Reflectance spectroscopy of insoluble organic matter (IOM) and carbonaceous meteorites

Hannah H. Kaplan, Ralph E. Milliken, Conel M. O’D. Alexander, Christopher D. K. Herd

Meteoritics & Planetary Science
First Published: 3 March 2019


“Insoluble organic matter (IOM) is the major organic component of chondritic meteorites and may be akin to organic materials from comets and interplanetary dust particles (IDPs). Reflectance spectra of IOM in the range 0.35–25 μm are presented as a tool for interpreting organic chemistry from remote measurements of asteroids, comets, IDPs, and other planetary bodies. Absorptions in the IOM spectra were strongly related to elemental H/C (atom) ratio. The aliphatic 3.4 μm absorption in IOM spectra increased linearly in strength with increasing H/C for H/C > 0.4, but was absent at lower H/C values. When meteorite spectra from the Reflectance Experiment Laboratory (RELAB) spectral catalog (n = 85) were reanalyzed at 3.4 μm, this detection limit (H/C > 0.4) persisted.

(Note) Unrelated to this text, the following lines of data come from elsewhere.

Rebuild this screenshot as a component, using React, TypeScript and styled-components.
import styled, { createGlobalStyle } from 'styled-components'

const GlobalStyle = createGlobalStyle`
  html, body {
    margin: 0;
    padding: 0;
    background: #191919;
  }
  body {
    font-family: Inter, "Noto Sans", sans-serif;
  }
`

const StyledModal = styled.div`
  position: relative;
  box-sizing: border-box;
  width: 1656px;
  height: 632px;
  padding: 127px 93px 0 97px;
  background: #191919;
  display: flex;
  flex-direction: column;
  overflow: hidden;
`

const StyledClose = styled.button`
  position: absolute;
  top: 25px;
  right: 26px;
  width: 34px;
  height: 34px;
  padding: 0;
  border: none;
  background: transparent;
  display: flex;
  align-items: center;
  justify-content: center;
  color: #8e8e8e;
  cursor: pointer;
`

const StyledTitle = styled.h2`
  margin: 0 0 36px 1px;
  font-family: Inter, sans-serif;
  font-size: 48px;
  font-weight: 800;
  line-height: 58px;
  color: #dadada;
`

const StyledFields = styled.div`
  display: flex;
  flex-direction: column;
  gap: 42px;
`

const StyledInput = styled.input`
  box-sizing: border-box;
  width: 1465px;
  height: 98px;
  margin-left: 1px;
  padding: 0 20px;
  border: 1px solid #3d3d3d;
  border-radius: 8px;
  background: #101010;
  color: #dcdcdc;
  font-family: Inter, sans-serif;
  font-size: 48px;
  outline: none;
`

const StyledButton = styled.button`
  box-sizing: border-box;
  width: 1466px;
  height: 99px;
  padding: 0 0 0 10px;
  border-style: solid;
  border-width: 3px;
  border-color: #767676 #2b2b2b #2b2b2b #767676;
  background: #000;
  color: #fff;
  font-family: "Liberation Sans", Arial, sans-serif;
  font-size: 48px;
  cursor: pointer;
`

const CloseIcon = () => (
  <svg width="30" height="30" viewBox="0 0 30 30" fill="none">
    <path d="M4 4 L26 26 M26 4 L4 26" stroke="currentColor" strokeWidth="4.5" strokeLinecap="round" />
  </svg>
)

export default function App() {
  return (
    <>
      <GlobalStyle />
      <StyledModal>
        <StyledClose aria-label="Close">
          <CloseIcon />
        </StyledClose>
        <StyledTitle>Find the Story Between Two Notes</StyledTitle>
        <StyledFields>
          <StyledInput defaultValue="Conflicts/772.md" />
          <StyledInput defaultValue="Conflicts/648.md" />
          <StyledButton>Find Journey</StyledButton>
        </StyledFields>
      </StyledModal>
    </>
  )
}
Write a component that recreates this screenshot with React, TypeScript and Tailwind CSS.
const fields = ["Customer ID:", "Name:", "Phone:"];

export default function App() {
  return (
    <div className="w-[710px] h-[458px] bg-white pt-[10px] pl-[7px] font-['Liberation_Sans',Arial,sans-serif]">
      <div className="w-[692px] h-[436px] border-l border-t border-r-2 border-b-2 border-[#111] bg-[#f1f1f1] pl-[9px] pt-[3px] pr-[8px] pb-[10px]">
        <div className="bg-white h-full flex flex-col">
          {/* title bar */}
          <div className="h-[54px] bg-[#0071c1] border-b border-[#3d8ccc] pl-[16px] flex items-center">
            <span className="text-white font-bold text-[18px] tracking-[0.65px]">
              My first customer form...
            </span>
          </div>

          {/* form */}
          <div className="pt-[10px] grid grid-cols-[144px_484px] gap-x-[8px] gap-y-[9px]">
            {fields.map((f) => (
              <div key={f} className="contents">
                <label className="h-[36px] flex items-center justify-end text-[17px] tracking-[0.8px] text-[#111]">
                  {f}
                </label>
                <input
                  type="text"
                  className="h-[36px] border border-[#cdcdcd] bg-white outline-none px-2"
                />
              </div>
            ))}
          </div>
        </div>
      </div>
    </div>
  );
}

Aromatic absorption features seen in IOM spectra were not observed in the meteorite spectra due to overlapping absorptions. However, the 3.4 μm aliphatic absorption strength for the bulk meteorites was correlated with both H/C of the meteorite’s IOM and bulk C (wt%). Gaussian modeling of the 3 μm region provided an additional estimate of bulk C for the meteorites, along with bulk H (wt%), which is related to phyllosilicate abundance. These relationships lay the foundation for determining organic and phyllosilicate abundances from reflectance spectra. Both the full IOM spectra and the spectral parameters discussed here will aid in the interpretation of data from asteroid missions (e.g., OSIRIS‐REx, Hayabusa2), and may be able to place unknown spectral samples within the context of the meteorite collection.”